III-V semiconductors are extensively investigated for the fabrication of quantum well infrared photodetectors (QWIP) due to the mature state of their epitaxial growth, which can routinely provide extremely homogeneous quantum well (QW) structures.

The infrared wavelength operation range for these devices is very broad and, in principle, not limited for long wavelengths, the limitation being mostly for short wavelengths. The minimum operation wavelength in QWIPs based on intrinsic intraband transitions is limited by the bandoffsets of the hetero­structures, in general between 400 and 500 meV for III-V semiconductors, corresponding to 3.0 to 2.5 μm.

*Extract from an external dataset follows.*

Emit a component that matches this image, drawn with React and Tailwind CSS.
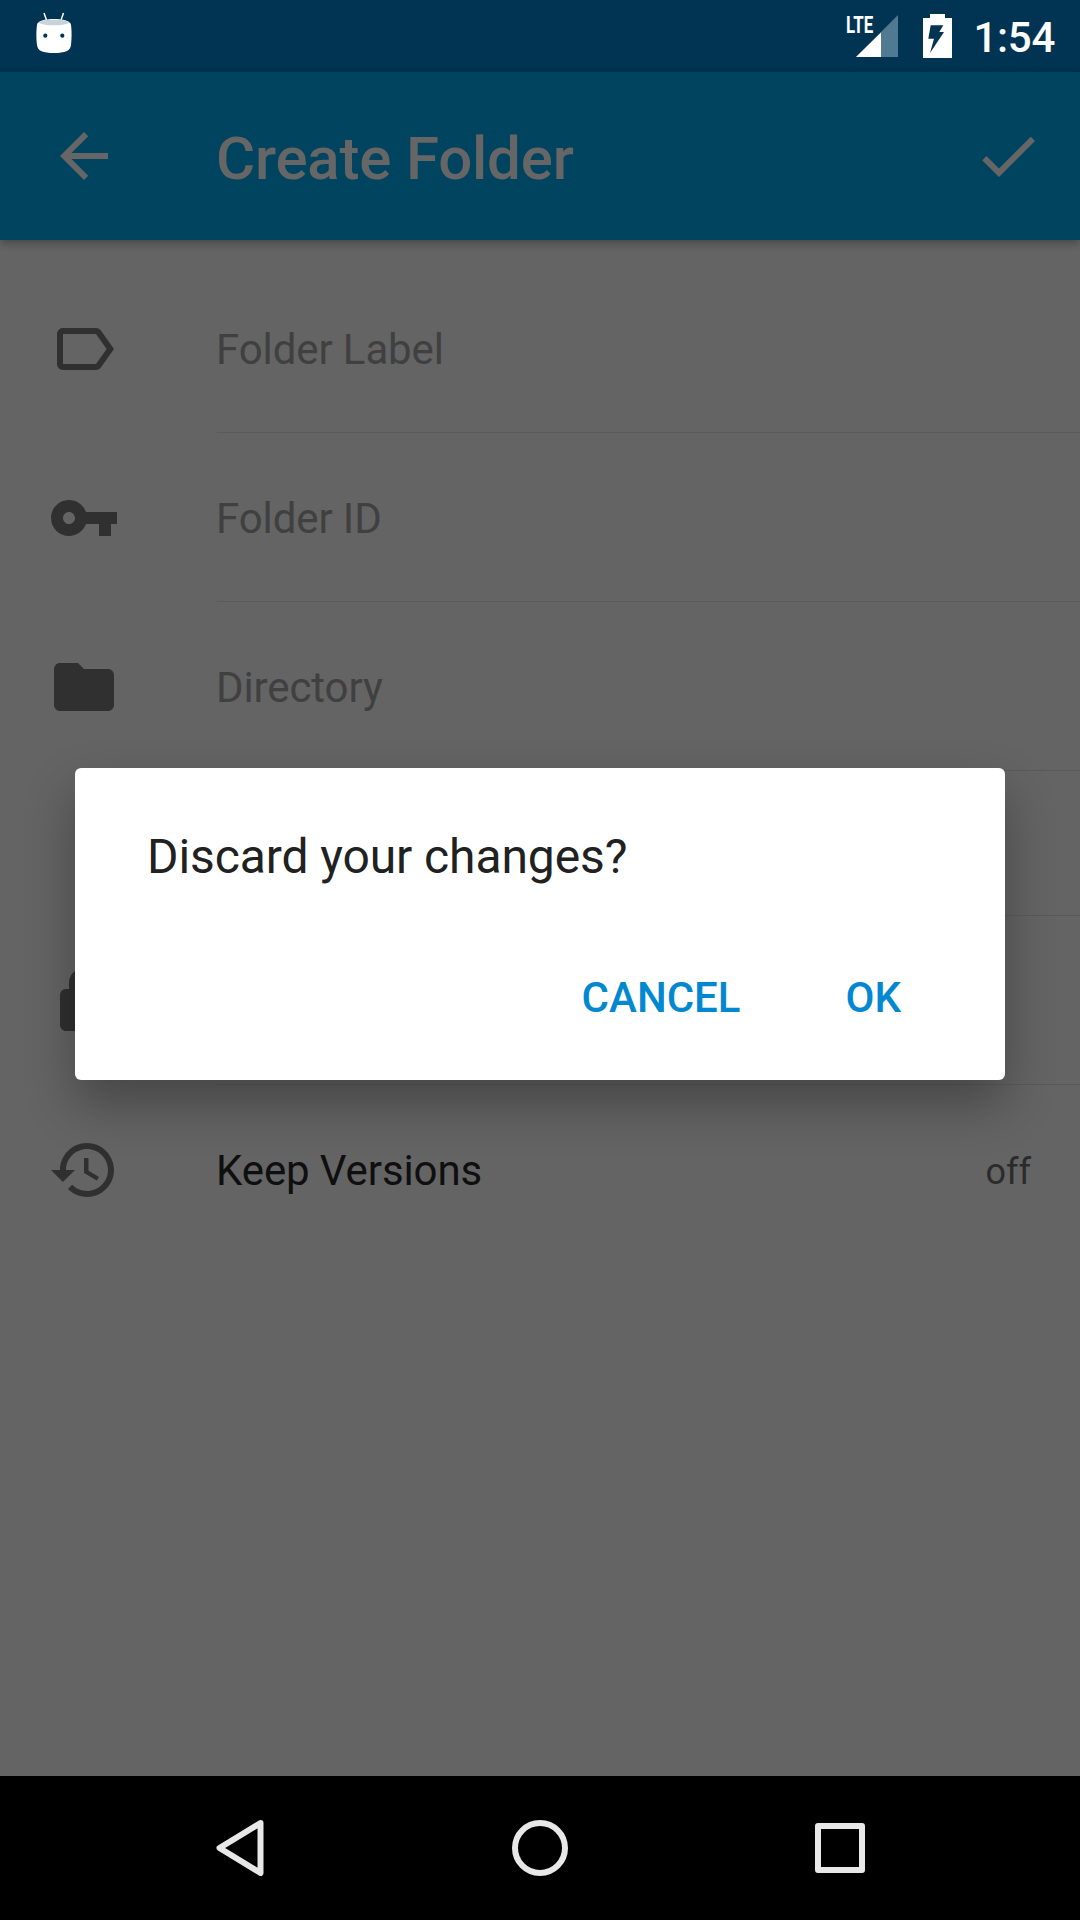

On the other hand, for wavelengths shorter than 1.7 μm band to band transitions are easily employed. Therefore, the energy range between 1.7 μm (730 meV) and the bandoffset cannot be reached either by band to band or intraband transitions in III-V semiconductors, giving rise to sort of a “forbidden gap”. This energy range is particularly important for carbon monoxide detection [1, 2] and for satellite imaging in the band 7 of the short wavelength infrared, suitable for environmental monitoring since it is the best range for vegetation and hydrothermal inspection [3].

In this work we present for the first time specially designed InGaAs/InAlAs QWIPs which can detect radiation within this “unreachable” range with an optical transition where the photon absorption occurs between the ground state of a QW and a localized excited state in the continuum. Photon energies equal to 587 meV and 523 meV, larger than the bandoffset, were detected. Small changes in the thicknesses of the different layers allow tuning of the operation wavelength.

[1] C. Nicolas, A. N. Baranov, Y. Cuminal, Y. Rouillard and C. Alibert, Applied Optics 37, 7906, 1998.

[2] J. Kirby and R. K. Hanson, Applied Physics B 69, 505, 1999.

[3] See www.landsat.usgs.gov or www.landsat.gsfc.nasa.gov